On Fri, 6 Apr 2001, Kurt Garloff wrote:

> Hi,
>
> lately having upgraded my DUal-BX motherboard to two PIII-850 CPUs, I run
> into some trouble.
> FIrst, I had had an assymetric configuration (iPIII-850 + iPII-350) , which
> Linux did not support; I created a fix and sent it to LKML. It worked
> perfectly, i.e. without the problems described below.
>
> Now, I have two iPIII-850, but I run into different kind of troubles:
> (a) The BIOS will sometimes not recognize the second CPU
> (b) Linux reports APIC errors and occasionally stops to process IRQs on the
> second CPU or crashes (2.4.x kernel).
>
> Some details: DFI P2XBL/D, i440BX, BIOS Award mid 2000 (MPS 1.4), microcode
> patches end 2000 patched into BIOS (which yields the rev. 08 for my pIII
> (868)). The board is unable to supply the needed 1.7V for the CPUs,
> therefore the Slot Adapter (from PowerLeap) contains voltage regulators and
> VID is faked to 2.2V. The mainboard by specs supports up to 800MHz (max
> multiplier 8 with FSB 100MHz).
>
> The config should be fine; the nmultipliers are fixe anyway nowadays. However:
> (a) If I explicitly specify 100, 103 or 112 MHz FSB freq., the second CPU is
> not recognized by the BIOS (and subsequently not by Linux) most of the
> times. If set to automatic (yields 100MHz), it always recognizes the
> 2nd CPU. Strange! Setting 83, 75, or 66 MHz FSB, the 2nd CPU is
> recognized as well.
> (b) The 2.2.16 kernel seems to be happy (did not run long enough to really
> check stability), but the 2.4.x kernels reports lots of APIC errors.
> Lots is smth in between 1/minute (almost idle computer) and more than
> 1/second (gears Meas demo running).
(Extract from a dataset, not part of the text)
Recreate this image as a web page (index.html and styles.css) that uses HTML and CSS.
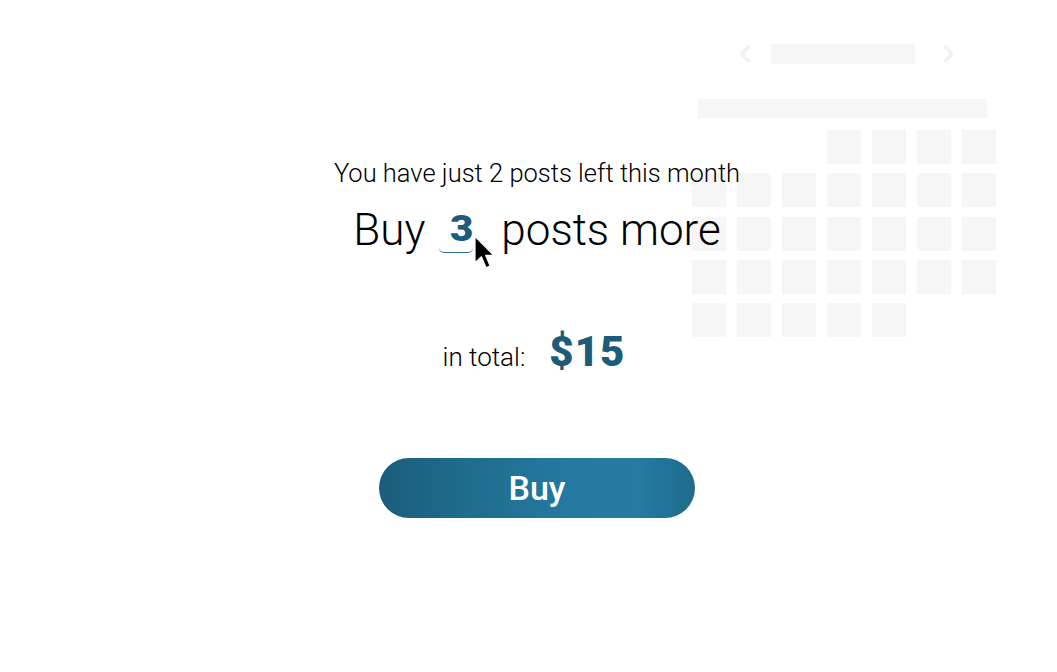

After some time, eventually the 2nd
> CPU does not get IRQs any more; I've even seen some lockups (after a
> day or so) of Linux, which I'm not used to :-(
> Going back to 83/75/66 MHz FSB seems to also solve this problem, but
> is not considered a solution by me.
>
> Here's some excerpt: (dmesg)
> APIC error on CPU1: 02(02)
> APIC error on CPU0: 01(01)
> APIC error on CPU1: 02(02)
> APIC error on CPU0: 01(05)
> APIC error on CPU1: 02(02)
> unexpected IRQ trap at vector d0
> unexpected IRQ trap at vector 88
> APIC error on CPU1: 02(02)
> APIC error on CPU0: 05(01)
> APIC error on CPU1: 02(02)
> APIC error on CPU0: 01(01)
> APIC error on CPU1: 02(02)
> APIC error on CPU0: 01(01)
> APIC error on CPU0: 01(01)
> APIC error on CPU1: 02(02)
> APIC error on CPU0: 01(01)
>
> pckurt:~ # cat /proc/interrupts
> CPU0 CPU1
> 0: 5180522 2357505 IO-APIC-edge timer
> 1: 24284 15803 IO-APIC-edge keyboard
> 2: 0 0 XT-PIC cascade
> 3: 2 0 IO-APIC-edge
> 4: 0 2 IO-APIC-edge serial
> 5: 35031 27240 IO-APIC-edge snd-card-als100 - DSP
> 6: 1 2 IO-APIC-edge
> 7: 2 0 IO-APIC-edge parport0
> 8: 0 1 IO-APIC-edge rtc
> 10: 1 0 IO-APIC-edge snd-card-als100 - MPU-401
> 12: 5124 5959 IO-APIC-edge PS/2 Mouse
> 14: 18953 18258 IO-APIC-edge ide0
> 17: 21728 20208 IO-APIC-level eth0
> 18: 23418 22327 IO-APIC-level sym53c8xx
> 19: 9553 9442 IO-APIC-level aic7xxx, bttv
> 28: 0 13 none
> 136: 0 35 none
> 140: 0 3 none
> 152: 0 1 none
> 156: 0 2 none
> 160: 0 2 none
> 172: 0 14 none
> 200: 0 1 none
> 204: 0 2 none
> 208: 0 13 none
> NMI: 0 0
> LOC: 7538766 7538742
> ERR: 777
>
> (Note that I patched the IRQ reporting stuff, so you can get a count for
> bogus IRQ vectors.) The AGP slot (MGA400) is mapped to IRQ16. (Not visible
> above.)
>
> As you can see, the APIC on CPU1 seems eems to suffer under noise!
> It gets APIC errors (which it acknowledges and causes CPU0 to also get an
> error) and occasionally receives bogus IRQ vectors.
>
> So this looks like a HW problem. Some reports on LKML seem to indicate that
> this is indeed the case.
>
> Somebody is talking about the voltage regulators not giving a really stable
> voltage (without load?) causing the noise. A resistor with a capacitor
> should help then ... However, sensors reports 2.20V without any flakiness.
> Any details on this known?
> It could also be that the MoBo chipset (IO-APIC?) has problems to recognize
> the signals from 1.7V CPUs expecting at least 1.8 (or 2.2) V. Maybe faking
> the VID to 2.0V instead of 2.2V would be useful then.
>
> I would be thankful for any knowledge on this issue!
>
> (As this is slightly off-topic, you may reply via PM. If I happen to solve
> my problems, I'll post a summary to LKML.)
>
> Regards,
>

--
Kelsey Hudson [email protected]
Software Engineer
Compendium Technologies, Inc (619) 725-0771
---------------------------------------------------------------------------

2001-04-19 01:23:00

by Alan

[permalink] [raw]
Subject: Re: APIC errors ...

> Er... I believe there was some discussion on l-k some while ago regarding a
> certain lack of forthcomingness by Serverworks and the resultant general
> flakiness of Linux support for their chipsets...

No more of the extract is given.